━━ RAW DATA ━━

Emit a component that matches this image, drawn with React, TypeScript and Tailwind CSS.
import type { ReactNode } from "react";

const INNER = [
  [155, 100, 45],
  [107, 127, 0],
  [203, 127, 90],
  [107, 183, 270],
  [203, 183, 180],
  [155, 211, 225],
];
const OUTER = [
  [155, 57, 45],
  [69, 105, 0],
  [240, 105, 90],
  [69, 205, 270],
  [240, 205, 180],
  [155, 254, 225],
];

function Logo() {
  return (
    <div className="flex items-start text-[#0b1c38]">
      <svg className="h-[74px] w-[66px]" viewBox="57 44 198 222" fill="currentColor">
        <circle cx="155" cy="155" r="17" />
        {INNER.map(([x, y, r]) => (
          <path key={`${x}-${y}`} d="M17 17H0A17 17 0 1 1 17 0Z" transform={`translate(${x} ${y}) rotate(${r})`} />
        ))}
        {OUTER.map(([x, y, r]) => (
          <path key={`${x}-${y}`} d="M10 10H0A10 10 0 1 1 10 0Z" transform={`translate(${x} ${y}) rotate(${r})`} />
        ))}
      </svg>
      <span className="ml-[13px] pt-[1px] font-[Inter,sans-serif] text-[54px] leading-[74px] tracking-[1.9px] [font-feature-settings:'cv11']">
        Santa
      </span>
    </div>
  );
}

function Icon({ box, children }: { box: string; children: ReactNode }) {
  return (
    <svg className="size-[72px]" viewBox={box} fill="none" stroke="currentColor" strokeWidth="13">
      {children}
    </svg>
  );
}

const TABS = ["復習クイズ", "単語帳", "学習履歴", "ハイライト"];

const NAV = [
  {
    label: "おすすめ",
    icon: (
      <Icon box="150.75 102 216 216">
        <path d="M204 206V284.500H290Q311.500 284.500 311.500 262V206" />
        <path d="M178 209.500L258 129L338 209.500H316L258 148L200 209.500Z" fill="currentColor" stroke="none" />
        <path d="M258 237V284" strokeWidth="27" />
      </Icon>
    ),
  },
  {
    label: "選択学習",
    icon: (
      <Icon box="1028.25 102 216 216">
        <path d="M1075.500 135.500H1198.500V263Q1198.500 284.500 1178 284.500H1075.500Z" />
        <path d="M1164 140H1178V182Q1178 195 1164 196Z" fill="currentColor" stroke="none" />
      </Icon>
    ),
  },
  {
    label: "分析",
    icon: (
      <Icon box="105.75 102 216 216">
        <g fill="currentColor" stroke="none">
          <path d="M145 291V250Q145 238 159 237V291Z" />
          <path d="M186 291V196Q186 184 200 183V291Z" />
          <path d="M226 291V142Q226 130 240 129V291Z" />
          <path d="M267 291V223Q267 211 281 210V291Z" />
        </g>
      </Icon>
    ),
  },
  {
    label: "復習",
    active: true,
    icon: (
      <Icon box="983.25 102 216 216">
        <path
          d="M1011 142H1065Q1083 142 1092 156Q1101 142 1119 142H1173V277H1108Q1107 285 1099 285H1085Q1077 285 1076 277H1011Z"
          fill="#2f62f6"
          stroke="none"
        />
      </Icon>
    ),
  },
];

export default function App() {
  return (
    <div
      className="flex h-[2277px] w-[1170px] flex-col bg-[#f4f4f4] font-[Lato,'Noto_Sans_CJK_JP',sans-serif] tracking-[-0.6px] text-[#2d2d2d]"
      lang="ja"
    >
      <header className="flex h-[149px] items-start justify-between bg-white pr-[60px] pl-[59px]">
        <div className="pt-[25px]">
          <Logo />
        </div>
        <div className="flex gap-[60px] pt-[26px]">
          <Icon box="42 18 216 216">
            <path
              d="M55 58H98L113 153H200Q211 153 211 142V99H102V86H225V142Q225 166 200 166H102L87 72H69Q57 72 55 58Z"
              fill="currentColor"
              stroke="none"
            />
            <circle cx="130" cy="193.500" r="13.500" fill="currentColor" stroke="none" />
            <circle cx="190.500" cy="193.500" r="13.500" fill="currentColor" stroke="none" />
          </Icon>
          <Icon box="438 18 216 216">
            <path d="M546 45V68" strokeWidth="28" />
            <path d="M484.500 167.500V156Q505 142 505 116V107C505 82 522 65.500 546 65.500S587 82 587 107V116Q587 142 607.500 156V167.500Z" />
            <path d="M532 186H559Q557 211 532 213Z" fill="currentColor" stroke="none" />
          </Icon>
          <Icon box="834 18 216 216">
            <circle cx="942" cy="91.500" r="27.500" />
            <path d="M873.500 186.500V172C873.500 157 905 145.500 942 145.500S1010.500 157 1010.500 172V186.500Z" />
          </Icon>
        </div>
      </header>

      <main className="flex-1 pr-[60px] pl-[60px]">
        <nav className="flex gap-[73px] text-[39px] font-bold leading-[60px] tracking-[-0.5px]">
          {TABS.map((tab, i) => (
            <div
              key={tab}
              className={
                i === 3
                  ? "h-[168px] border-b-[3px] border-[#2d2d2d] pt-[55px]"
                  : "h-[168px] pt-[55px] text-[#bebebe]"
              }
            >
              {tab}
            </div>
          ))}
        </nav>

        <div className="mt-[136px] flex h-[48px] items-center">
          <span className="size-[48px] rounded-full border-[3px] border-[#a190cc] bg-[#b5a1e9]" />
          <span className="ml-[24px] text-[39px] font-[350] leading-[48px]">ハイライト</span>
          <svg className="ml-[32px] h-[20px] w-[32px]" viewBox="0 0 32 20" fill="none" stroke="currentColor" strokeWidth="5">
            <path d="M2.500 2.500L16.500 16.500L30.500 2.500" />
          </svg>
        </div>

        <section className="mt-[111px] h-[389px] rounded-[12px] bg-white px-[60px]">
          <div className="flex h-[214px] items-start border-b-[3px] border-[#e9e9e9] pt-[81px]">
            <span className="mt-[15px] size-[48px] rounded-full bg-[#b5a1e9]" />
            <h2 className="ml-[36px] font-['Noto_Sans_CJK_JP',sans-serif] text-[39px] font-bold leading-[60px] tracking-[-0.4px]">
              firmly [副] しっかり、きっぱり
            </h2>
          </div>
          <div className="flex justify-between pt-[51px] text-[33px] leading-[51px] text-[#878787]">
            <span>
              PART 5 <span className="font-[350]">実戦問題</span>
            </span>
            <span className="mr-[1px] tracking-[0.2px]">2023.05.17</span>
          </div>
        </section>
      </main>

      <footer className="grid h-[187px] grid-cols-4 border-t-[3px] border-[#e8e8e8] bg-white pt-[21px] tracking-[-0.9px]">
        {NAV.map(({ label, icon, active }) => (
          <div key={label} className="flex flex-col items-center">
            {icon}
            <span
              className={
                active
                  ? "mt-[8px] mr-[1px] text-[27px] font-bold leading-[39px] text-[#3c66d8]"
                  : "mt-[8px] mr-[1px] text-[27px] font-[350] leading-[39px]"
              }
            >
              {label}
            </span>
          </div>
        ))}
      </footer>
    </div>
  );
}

━━━

- WHAT NEEDS TO BE DONE -
Transcribe all of the material exactly. Omit nothing.

- PROBLEM SOLUTION -
Emit a component that matches this image, drawn with React, TypeScript and Tailwind CSS.
import type { ReactNode } from "react";

const INNER = [
  [155, 100, 45],
  [107, 127, 0],
  [203, 127, 90],
  [107, 183, 270],
  [203, 183, 180],
  [155, 211, 225],
];
const OUTER = [
  [155, 57, 45],
  [69, 105, 0],
  [240, 105, 90],
  [69, 205, 270],
  [240, 205, 180],
  [155, 254, 225],
];

function Logo() {
  return (
    <div className="flex items-start text-[#0b1c38]">
      <svg className="h-[74px] w-[66px]" viewBox="57 44 198 222" fill="currentColor">
        <circle cx="155" cy="155" r="17" />
        {INNER.map(([x, y, r]) => (
          <path key={`${x}-${y}`} d="M17 17H0A17 17 0 1 1 17 0Z" transform={`translate(${x} ${y}) rotate(${r})`} />
        ))}
        {OUTER.map(([x, y, r]) => (
          <path key={`${x}-${y}`} d="M10 10H0A10 10 0 1 1 10 0Z" transform={`translate(${x} ${y}) rotate(${r})`} />
        ))}
      </svg>
      <span className="ml-[13px] pt-[1px] font-[Inter,sans-serif] text-[54px] leading-[74px] tracking-[1.9px] [font-feature-settings:'cv11']">
        Santa
      </span>
    </div>
  );
}

function Icon({ box, children }: { box: string; children: ReactNode }) {
  return (
    <svg className="size-[72px]" viewBox={box} fill="none" stroke="currentColor" strokeWidth="13">
      {children}
    </svg>
  );
}

const TABS = ["復習クイズ", "単語帳", "学習履歴", "ハイライト"];

const NAV = [
  {
    label: "おすすめ",
    icon: (
      <Icon box="150.75 102 216 216">
        <path d="M204 206V284.500H290Q311.500 284.500 311.500 262V206" />
        <path d="M178 209.500L258 129L338 209.500H316L258 148L200 209.500Z" fill="currentColor" stroke="none" />
        <path d="M258 237V284" strokeWidth="27" />
      </Icon>
    ),
  },
  {
    label: "選択学習",
    icon: (
      <Icon box="1028.25 102 216 216">
        <path d="M1075.500 135.500H1198.500V263Q1198.500 284.500 1178 284.500H1075.500Z" />
        <path d="M1164 140H1178V182Q1178 195 1164 196Z" fill="currentColor" stroke="none" />
      </Icon>
    ),
  },
  {
    label: "分析",
    icon: (
      <Icon box="105.75 102 216 216">
        <g fill="currentColor" stroke="none">
          <path d="M145 291V250Q145 238 159 237V291Z" />
          <path d="M186 291V196Q186 184 200 183V291Z" />
          <path d="M226 291V142Q226 130 240 129V291Z" />
          <path d="M267 291V223Q267 211 281 210V291Z" />
        </g>
      </Icon>
    ),
  },
  {
    label: "復習",
    active: true,
    icon: (
      <Icon box="983.25 102 216 216">
        <path
          d="M1011 142H1065Q1083 142 1092 156Q1101 142 1119 142H1173V277H1108Q1107 285 1099 285H1085Q1077 285 1076 277H1011Z"
          fill="#2f62f6"
          stroke="none"
        />
      </Icon>
    ),
  },
];

export default function App() {
  return (
    <div
      className="flex h-[2277px] w-[1170px] flex-col bg-[#f4f4f4] font-[Lato,'Noto_Sans_CJK_JP',sans-serif] tracking-[-0.6px] text-[#2d2d2d]"
      lang="ja"
    >
      <header className="flex h-[149px] items-start justify-between bg-white pr-[60px] pl-[59px]">
        <div className="pt-[25px]">
          <Logo />
        </div>
        <div className="flex gap-[60px] pt-[26px]">
          <Icon box="42 18 216 216">
            <path
              d="M55 58H98L113 153H200Q211 153 211 142V99H102V86H225V142Q225 166 200 166H102L87 72H69Q57 72 55 58Z"
              fill="currentColor"
              stroke="none"
            />
            <circle cx="130" cy="193.500" r="13.500" fill="currentColor" stroke="none" />
            <circle cx="190.500" cy="193.500" r="13.500" fill="currentColor" stroke="none" />
          </Icon>
          <Icon box="438 18 216 216">
            <path d="M546 45V68" strokeWidth="28" />
            <path d="M484.500 167.500V156Q505 142 505 116V107C505 82 522 65.500 546 65.500S587 82 587 107V116Q587 142 607.500 156V167.500Z" />
            <path d="M532 186H559Q557 211 532 213Z" fill="currentColor" stroke="none" />
          </Icon>
          <Icon box="834 18 216 216">
            <circle cx="942" cy="91.500" r="27.500" />
            <path d="M873.500 186.500V172C873.500 157 905 145.500 942 145.500S1010.500 157 1010.500 172V186.500Z" />
          </Icon>
        </div>
      </header>

      <main className="flex-1 pr-[60px] pl-[60px]">
        <nav className="flex gap-[73px] text-[39px] font-bold leading-[60px] tracking-[-0.5px]">
          {TABS.map((tab, i) => (
            <div
              key={tab}
              className={
                i === 3
                  ? "h-[168px] border-b-[3px] border-[#2d2d2d] pt-[55px]"
                  : "h-[168px] pt-[55px] text-[#bebebe]"
              }
            >
              {tab}
            </div>
          ))}
        </nav>

        <div className="mt-[136px] flex h-[48px] items-center">
          <span className="size-[48px] rounded-full border-[3px] border-[#a190cc] bg-[#b5a1e9]" />
          <span className="ml-[24px] text-[39px] font-[350] leading-[48px]">ハイライト</span>
          <svg className="ml-[32px] h-[20px] w-[32px]" viewBox="0 0 32 20" fill="none" stroke="currentColor" strokeWidth="5">
            <path d="M2.500 2.500L16.500 16.500L30.500 2.500" />
          </svg>
        </div>

        <section className="mt-[111px] h-[389px] rounded-[12px] bg-white px-[60px]">
          <div className="flex h-[214px] items-start border-b-[3px] border-[#e9e9e9] pt-[81px]">
            <span className="mt-[15px] size-[48px] rounded-full bg-[#b5a1e9]" />
            <h2 className="ml-[36px] font-['Noto_Sans_CJK_JP',sans-serif] text-[39px] font-bold leading-[60px] tracking-[-0.4px]">
              firmly [副] しっかり、きっぱり
            </h2>
          </div>
          <div className="flex justify-between pt-[51px] text-[33px] leading-[51px] text-[#878787]">
            <span>
              PART 5 <span className="font-[350]">実戦問題</span>
            </span>
            <span className="mr-[1px] tracking-[0.2px]">2023.05.17</span>
          </div>
        </section>
      </main>

      <footer className="grid h-[187px] grid-cols-4 border-t-[3px] border-[#e8e8e8] bg-white pt-[21px] tracking-[-0.9px]">
        {NAV.map(({ label, icon, active }) => (
          <div key={label} className="flex flex-col items-center">
            {icon}
            <span
              className={
                active
                  ? "mt-[8px] mr-[1px] text-[27px] font-bold leading-[39px] text-[#3c66d8]"
                  : "mt-[8px] mr-[1px] text-[27px] font-[350] leading-[39px]"
              }
            >
              {label}
            </span>
          </div>
        ))}
      </footer>
    </div>
  );
}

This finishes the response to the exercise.